The study investigates the self-evaluation capabilities of Language Models (LMs), focusing on their ability to assess the validity of their own outputs.
Research reveals that large LMs are capable of accurately calibrating probabilities on multiple-choice questions, enhancing their reliability.
The paper introduces P(IK), a metric for evaluating whether models 'know' the answers to questions, and finds models can predict their own knowledge accurately.
Implications include the potential for creating more reliable and transparent AI systems, with a call for further exploration in model scaling and beyond language tasks.

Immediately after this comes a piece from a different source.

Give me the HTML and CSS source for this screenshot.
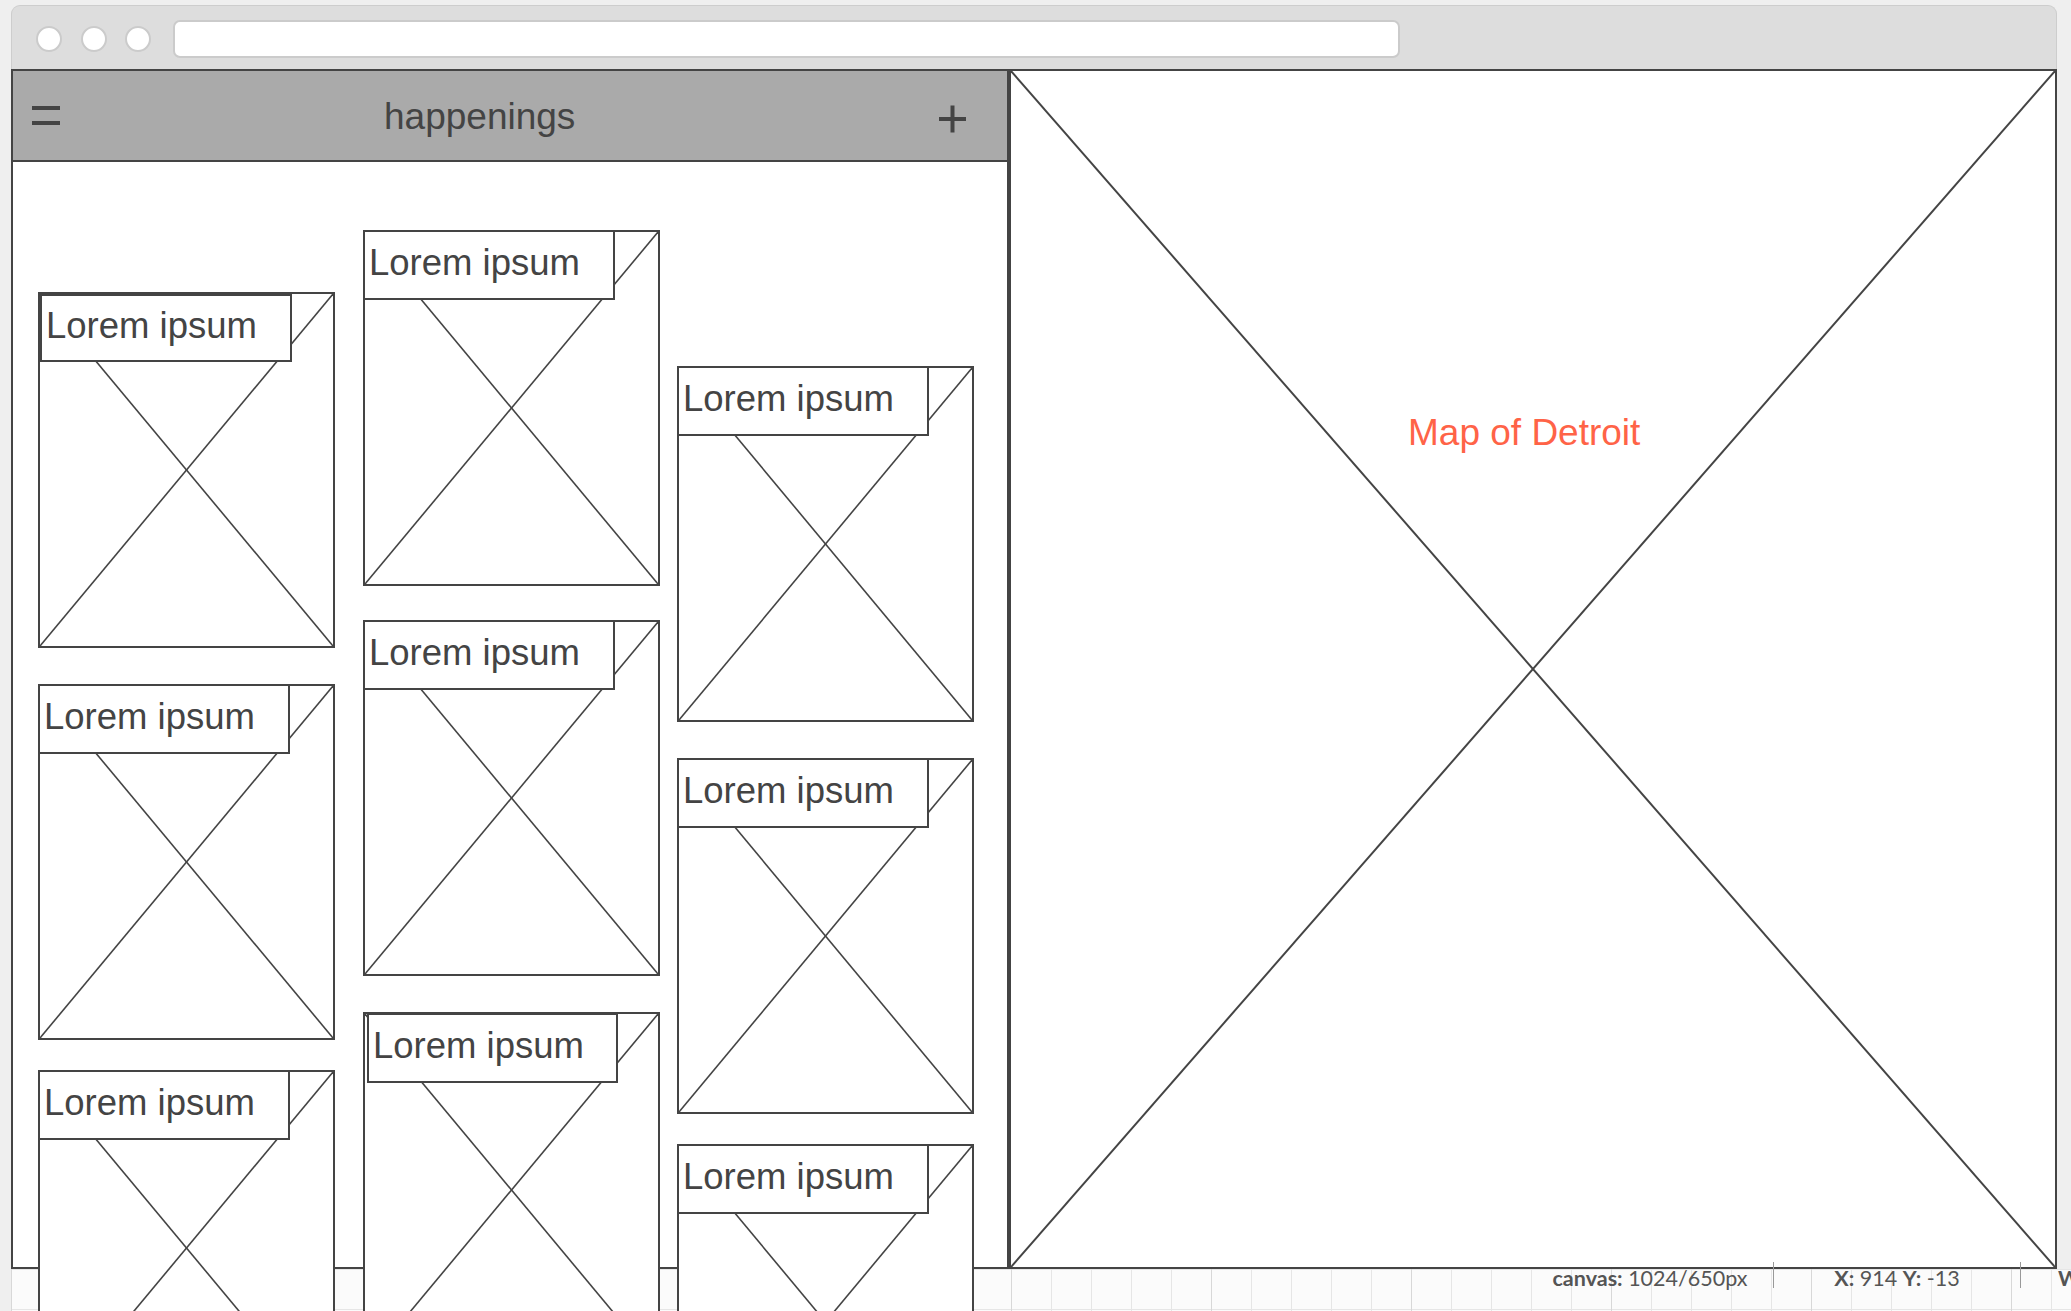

The research reveals that large LMs exhibit promising calibration on various multiple-choice questions, suggesting that with appropriate formatting, these models can approximate the probability of certain outcomes accurately. Central to harnessing this calibration capability is the format in which questions are provided to the models. The study highlights that the visible presentation of lettered answer options significantly enhances the models' calibration performance. The improvement in calibration with model size further suggests that model capabilities play a crucial role in this context.
Moving beyond calibration, the investigation extends to a model's ability to self-evaluate its outputs. This self-evaluation involves the model assessing the probability - termed P(True) in the study - that a given sample answer it generated is correct. The introduction of a context where models could consider multiple samples before making a prediction allowed for improved self-evaluation. This suggests that exposing models to a breadth of potential answers (akin to brainstorming) before settling on a specific probability enhances their evaluative accuracy.
Perhaps the most intriguing aspect of this research is the exploration into models' capabilities to predict their own knowledge accurately, using the P(IK) metric. Here, the authors find that models are not only capable of distinguishing questions they can accurately answer from those they cannot, but they also demonstrate this ability across different tasks and domains. This functionality was particularly highlighted in instances where background information or hints were provided, and the model's P(IK) would adjust accordingly, indicating an awareness of when additional context made a question answerable.
The implications of these findings are manifold. Practically, the ability of LMs to self-evaluate and predict their knowledge accurately opens new avenues for creating more reliable and transparent AI systems. Theoretically, it pushes the boundary of understanding how these models process, evaluate, and apply knowledge.
Looking ahead, the researchers acknowledge several limitations, including the need to further investigate how these capabilities scale across models of varying sizes and are affected by different training conditions. Moreover, understanding how these self-evaluation capabilities translate to models trained on tasks beyond language is an area ripe for exploration.
In conclusion, the study by Kadavath et al. makes significant strides in understanding the self-evaluation capabilities of language models. It not only sheds light on how models can become more transparent and reliable but also sets the stage for future research aimed at creating AI systems capable of recognizing and admitting the limits of their knowledge.